In some cases, no proof of income is required when financing a truck. This is the case if you:

  • Have had an ABN for 2 years
  • Are purchasing a new or used truck through a dealer
  • The loan amount is under $300k
  • The new loan amount is not more than 25% higher than the original loan (replacement commitment)

3. Low Doc and No Doc Finance

Low Doc and No Doc finance are becoming increasingly popular, as they mitigate the requirement for accountant-prepared financials. This type of financing can make the process of obtaining approval for a loan much easier and quicker.

4. Age of Truck

The best finance rates are offered for trucks that are no older than 5 years old at the time of purchase. While older trucks can still be financed, the payments will generally be higher based on the increased risk associated with an older asset.

5. Business History

For businesses that have been operating for several years, have 2 years of financial statements, and are asset-backed, better finance packages may be available. This is because these businesses are seen as being more established and financially stable, and therefore represent a lower risk to the lender.

6. Transactions through a Dealer

Transactions that are made through a dealer typically involve less paperwork and settle quicker than if the truck is purchased privately. This is because the dealer often takes care of the necessary paperwork and can negotiate better financing options on behalf of the buyer.

7. Credit History

If an applicant has a negative credit history, it can be harder to obtain approval for a loan.
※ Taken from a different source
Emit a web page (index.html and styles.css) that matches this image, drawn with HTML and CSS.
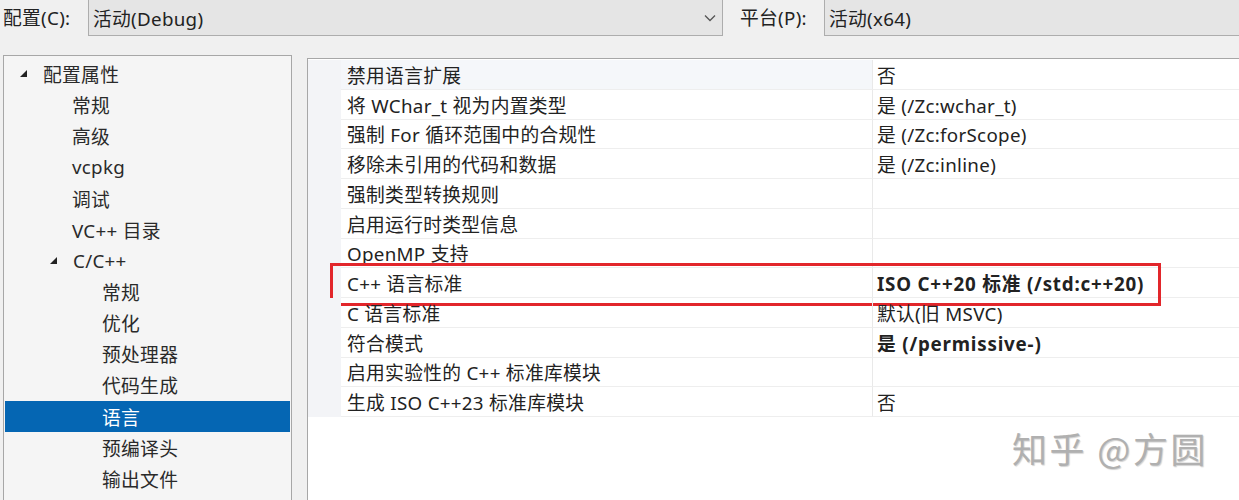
FILE: index.html
```html
<!DOCTYPE html>
<html lang="zh-CN">
<head>
<meta charset="utf-8">
<title>属性页</title>
<link rel="stylesheet" href="styles.css">
</head>
<body>
<div class="app">
  <div class="topbar">
    <span class="lbl lbl-config">配置(C):</span>
    <div class="combo combo-config">
      <span class="combo-text">活动(Debug)</span>
      <svg class="chev" width="12" height="8" viewBox="0 0 12 8"><polyline points="1,1.5 6,6.5 11,1.5" fill="none" stroke="#555" stroke-width="1.3"/></svg>
    </div>
    <span class="lbl lbl-platform">平台(P):</span>
    <div class="combo combo-platform">
      <span class="combo-text">活动(x64)</span>
    </div>
  </div>

  <div class="main">
    <div class="tree">
      <div class="node lvl0"><svg class="tri" width="7" height="7" viewBox="0 0 7 7"><polygon points="7,0 7,7 0,7" fill="#222"/></svg>配置属性</div>
      <div class="node lvl1">常规</div>
      <div class="node lvl1">高级</div>
      <div class="node lvl1">vcpkg</div>
      <div class="node lvl1">调试</div>
      <div class="node lvl1">VC++ 目录</div>
      <div class="node lvl1x"><svg class="tri" width="7" height="7" viewBox="0 0 7 7"><polygon points="7,0 7,7 0,7" fill="#222"/></svg>C/C++</div>
      <div class="node lvl2">常规</div>
      <div class="node lvl2">优化</div>
      <div class="node lvl2">预处理器</div>
      <div class="node lvl2">代码生成</div>
      <div class="node lvl2 selected">语言</div>
      <div class="node lvl2">预编译头</div>
      <div class="node lvl2">输出文件</div>
    </div>

    <div class="grid">
      <div class="row first"><div class="gut"></div><div class="name">禁用语言扩展</div><div class="val">否</div></div>
      <div class="row"><div class="gut"></div><div class="name">将 WChar_t 视为内置类型</div><div class="val">是 (/Zc:wchar_t)</div></div>
      <div class="row"><div class="gut"></div><div class="name">强制 For 循环范围中的合规性</div><div class="val">是 (/Zc:forScope)</div></div>
      <div class="row"><div class="gut"></div><div class="name">移除未引用的代码和数据</div><div class="val">是 (/Zc:inline)</div></div>
      <div class="row"><div class="gut"></div><div class="name">强制类型转换规则</div><div class="val"></div></div>
      <div class="row"><div class="gut"></div><div class="name">启用运行时类型信息</div><div class="val"></div></div>
      <div class="row"><div class="gut"></div><div class="name">OpenMP 支持</div><div class="val"></div></div>
      <div class="row marked"><div class="gut"></div><div class="name">C++ 语言标准</div><div class="val bold">ISO C++20 标准 (/std:c++20)</div><div class="mark"></div></div>
      <div class="row"><div class="gut"></div><div class="name">C 语言标准</div><div class="val">默认(旧 MSVC)</div></div>
      <div class="row"><div class="gut"></div><div class="name">符合模式</div><div class="val bold">是 (/permissive-)</div></div>
      <div class="row"><div class="gut"></div><div class="name">启用实验性的 C++ 标准库模块</div><div class="val"></div></div>
      <div class="row"><div class="gut"></div><div class="name">生成 ISO C++23 标准库模块</div><div class="val">否</div></div>
    </div>
  </div>

  <div class="watermark">知乎 @方圆</div>
</div>
</body>
</html>
```

FILE: styles.css
```css
html, body {
  margin: 0;
  padding: 0;
}
body {
  width: 1239px;
  height: 500px;
  overflow: hidden;
  background: #f0f0f0;
  font-family: "Noto Sans", "Noto Sans CJK SC", sans-serif;
  font-size: 18.75px;
  letter-spacing: 0.3px;
  color: #222;
}
.app {
  position: relative;
  width: 1239px;
  height: 500px;
  overflow: hidden;
}

/* top bar */
.topbar {
  display: flex;
  align-items: flex-start;
  height: 37px;
}
.lbl {
  flex: none;
  height: 36px;
  line-height: 36px;
  white-space: nowrap;
}
.lbl-config {
  padding-left: 3px;
  width: 85px;
}
.lbl-platform {
  margin-left: 17px;
  width: 84px;
}
.combo {
  box-sizing: border-box;
  height: 36px;
  border: 1px solid #adadad;
  border-top: none;
  background: #e5e5e5;
  display: flex;
  align-items: center;
  padding-left: 4px;
}
.combo-config {
  flex: none;
  width: 635px;
  justify-content: space-between;
  padding-right: 6px;
}
.combo-platform {
  flex: 1;
  border-right: none;
}
.combo-text {
  white-space: nowrap;
}
.chev {
  display: block;
}

/* main */
.main {
  display: flex;
  margin-top: 18px;
  align-items: flex-start;
}
.tree {
  flex: none;
  box-sizing: border-box;
  margin-left: 3px;
  width: 289px;
  height: 460px;
  border: 1px solid #a7a7a7;
  background: #f5f5f5;
  padding: 2px 1px;
}
.node {
  height: 31.15px;
  display: flex;
  align-items: center;
  white-space: nowrap;
  color: #2a2a2a;
}
.tri {
  display: block;
  margin-right: 16px;
  flex: none;
}
.lvl0 { padding-left: 15px; }
.lvl1 { padding-left: 67px; }
.lvl1x { padding-left: 45px; }
.lvl2 { padding-left: 97px; }
.node.selected {
  background: #0566b3;
  color: #fff;
}

.grid {
  flex: none;
  box-sizing: border-box;
  margin-left: 15px;
  margin-top: 3px;
  width: 960px;
  height: 460px;
  border: 1px solid #a7a7a7;
  border-right: none;
  background: #fff;
  padding-top: 1px;
}
.row {
  position: relative;
  display: grid;
  grid-template-columns: 33px 531px 1fr;
  height: 29.75px;
}
.gut {
  background: #f3f4f7;
}
.name, .val {
  box-sizing: border-box;
  border-bottom: 1px solid #eeeeee;
  display: flex;
  align-items: center;
  white-space: nowrap;
}
.name {
  padding-left: 6px;
}
.row.first .name {
  background: #f5f7fa;
}
.val {
  border-left: 1px solid #e9e9e9;
  padding-left: 4px;
}
.val.bold {
  font-weight: 700;
  letter-spacing: 0.8px;
}
.mark {
  position: absolute;
  left: 22px;
  top: -5px;
  width: 831px;
  height: 43px;
  box-sizing: border-box;
  border: 3px solid #e2262b;
  pointer-events: none;
}

.watermark {
  position: absolute;
  left: 1012px;
  top: 422px;
  font-family: "Noto Sans CJK SC", sans-serif;
  font-size: 35px;
  color: #b0b0b0;
  letter-spacing: 2.5px;
  text-shadow: 1px 1px 1px rgba(0,0,0,0.18);
  white-space: nowrap;
}
```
This is because the lender views the applicant as a higher risk and may require additional documentation or information to assess the risk.

8. Risk Premium

In some cases, a risk premium may be added to the interest rate if the loan is deemed marginal based on the servicing or risk of the particular age or type of truck. This premium is designed to compensate the lender for the increased risk associated with the loan.

Conclusion

Financing a truck can be a complex process, but by understanding the general rules of thumb, you can make informed decisions that will help you get the best possible financing solution for your business. Whether you are a new or established business, there are options available to help you obtain the funding you need to purchase the truck you require.